Flow cytometry is a powerful analytical tool used in oncology to measure and analyze multiple phenotypic characteristics of cells as they flow in a fluid stream through a laser. It is widely used in oncology for diagnosing and classifying cancers, particularly hematological malignancies like leukemia and lymphoma. Flow cytometry helps identify specific cell populations based on surface markers, assess cell proliferation, determine apoptosis and cell death, and detect minimal residual disease (MRD). It is also instrumental in evaluating the immune profile of tumors and monitoring disease progression or response to therapy.

Flow cytometry services can greatly enhance in vivo models by providing detailed, quantitative analysis of cell populations within tissues or blood samples. These services enable the assessment of immune cell infiltration in tumors, characterization of circulating tumor cells, and monitoring of immune responses in preclinical models. By analyzing cells from in vivo models, flow cytometry can offer insights into the efficacy of therapeutic interventions, such as the activation or suppression of specific immune cell types, thus aiding in the development of cancer therapies.

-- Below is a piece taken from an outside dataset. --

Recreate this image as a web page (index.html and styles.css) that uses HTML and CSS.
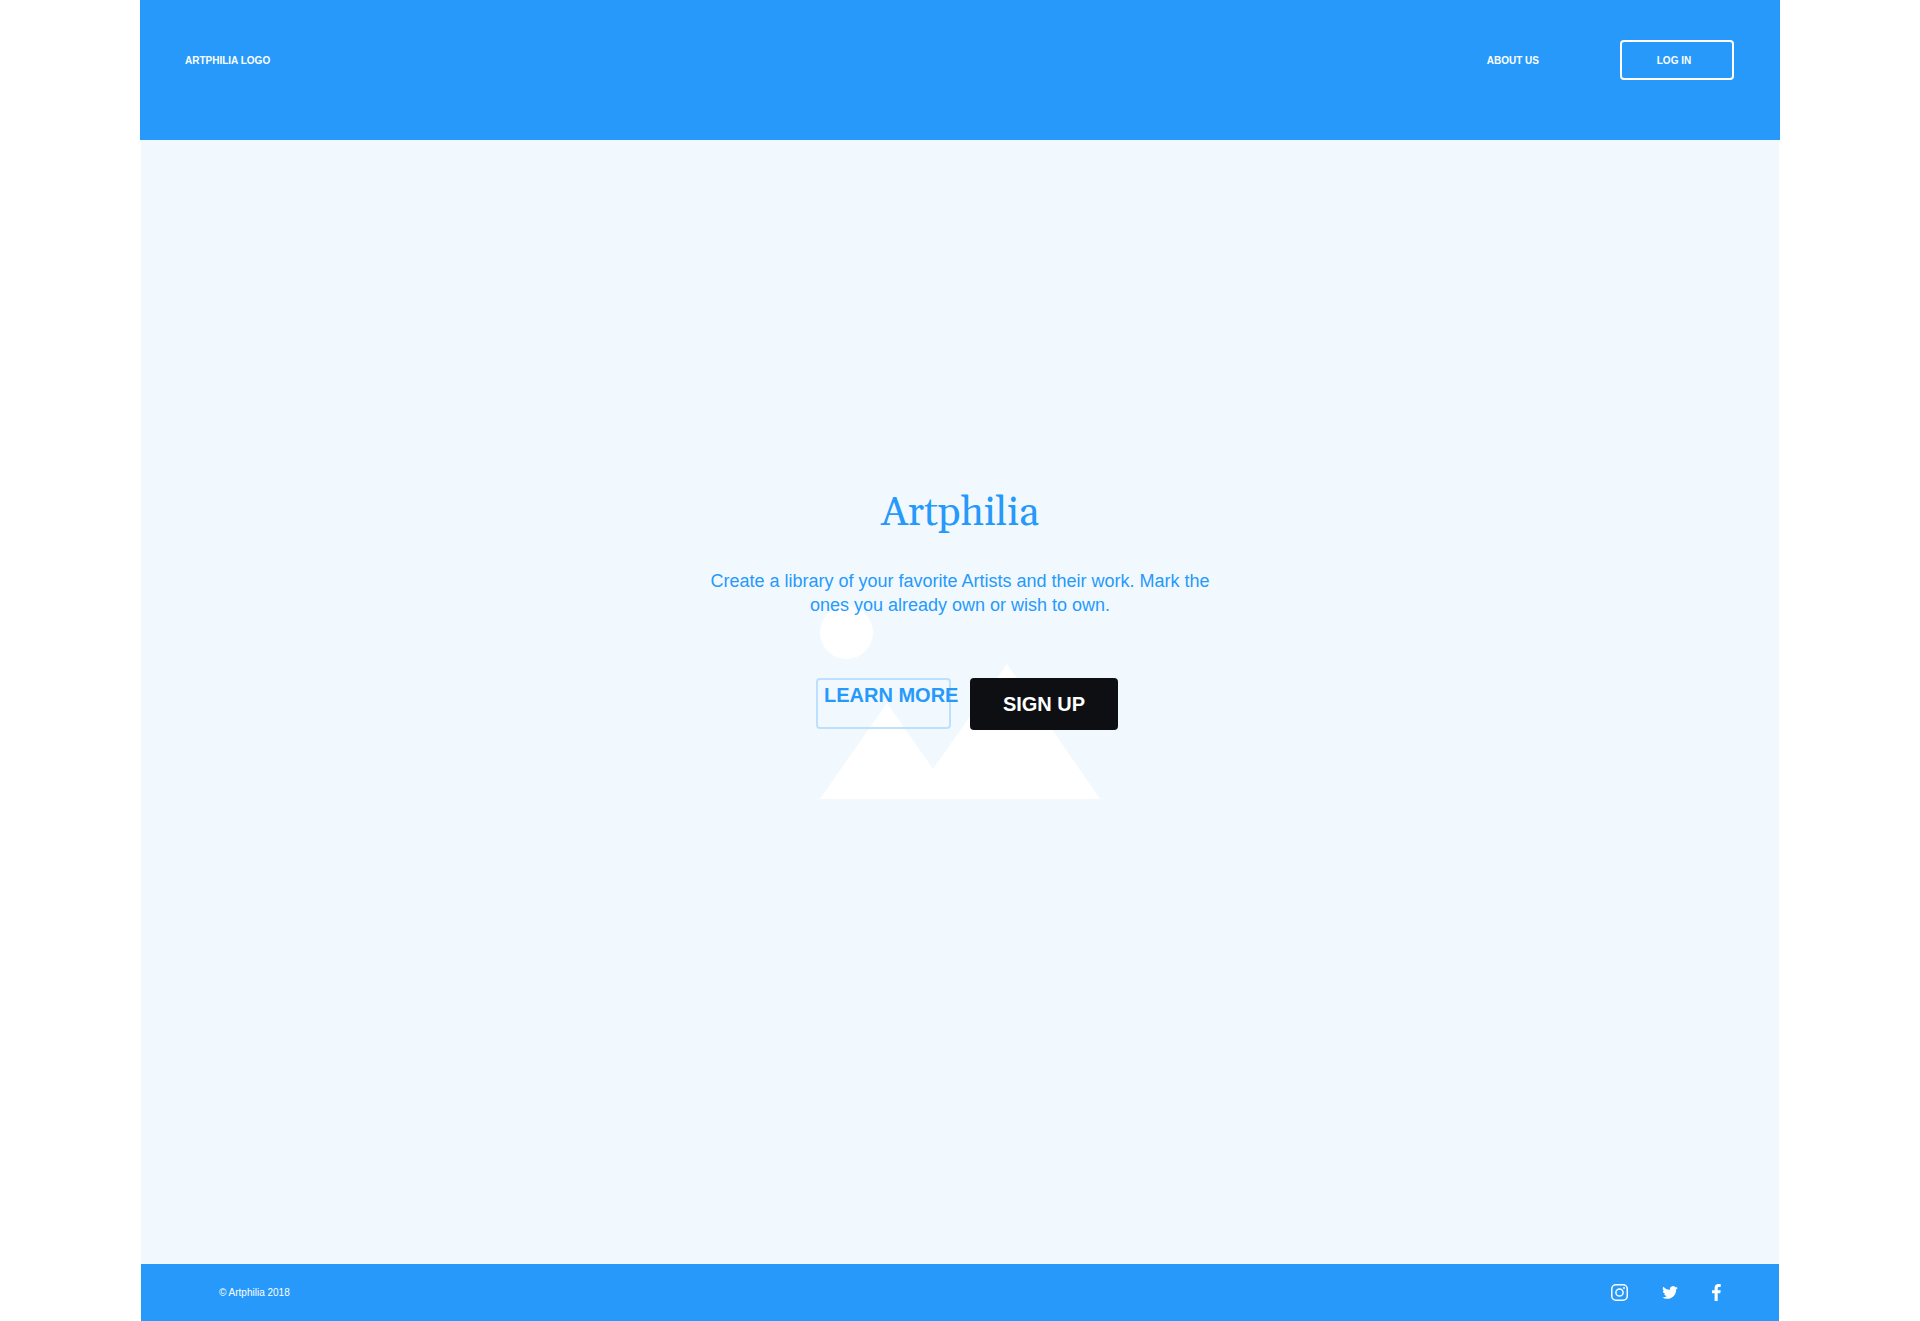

The typical workflow for a flow cytometry experiment involves several key steps:

1. Sample Preparation: Cells are harvested, counted, and often labeled with fluorescently conjugated antibodies that target specific markers.
2. Fixing: Cells are fixed with formaldehyde in order to preserve the structure of the cells as well as keep markers intact throughout the experiment.
3. Permeabilization: It is required to permeabilize cells prior to staining for the detection of intracellular cytokines.
4. Blocking: Depending on the experiment and marker specificity, it is important to block for Fc receptors to prevent additional background stain uptake to the cells. If you are determining intracellular cytokine production for a particular cellular subset, it is important to block the secretion of cytokines with Brefeldin A and/or Monensin, which results in the increased accumulation of cytokines in the cell.
5. Staining: The prepared cells are incubated with the chosen antibodies or dyes. Specific negative and positive controls must be created to ensure experimental analysis is completed correctly.
6. Data Acquisition: The stained cells are passed through the flow cytometer, where lasers excite the fluorophores, and detectors measure the emitted light, quantifying various cell properties.
7. Data Analysis: The collected data are processed using specialized software to interpret the results, such as identifying cell populations, analyzing marker expression, or assessing cell viability.

Flow cytometry plays a crucial role in monitoring treatment response in cancer by allowing for the detailed analysis of how cancer cells and the immune system respond to therapy. It can detect changes in cell populations, such as the reduction of cancer cells or the activation of immune cells, in response to treatments like chemotherapy, immunotherapy, or targeted therapies. Flow cytometry also enables the detection of minimal residual disease (MRD), helping to assess whether a treatment is effectively eliminating cancer cells or if there is a need for alternative therapeutic strategies.

Flow cytometry is extensively used in immuno-oncology research to analyze the immune landscape within tumors and the systemic immune response to cancer. It allows researchers to identify and quantify different immune cell populations, within the tumor microenvironment or peripheral blood. Flow cytometry is also used to assess the expression of immune checkpoint molecules, cytokines, and other markers that indicate immune activation or suppression. This information is critical for understanding how tumors evade the immune system, mechanisms of resistance, and for developing and optimizing immunotherapies.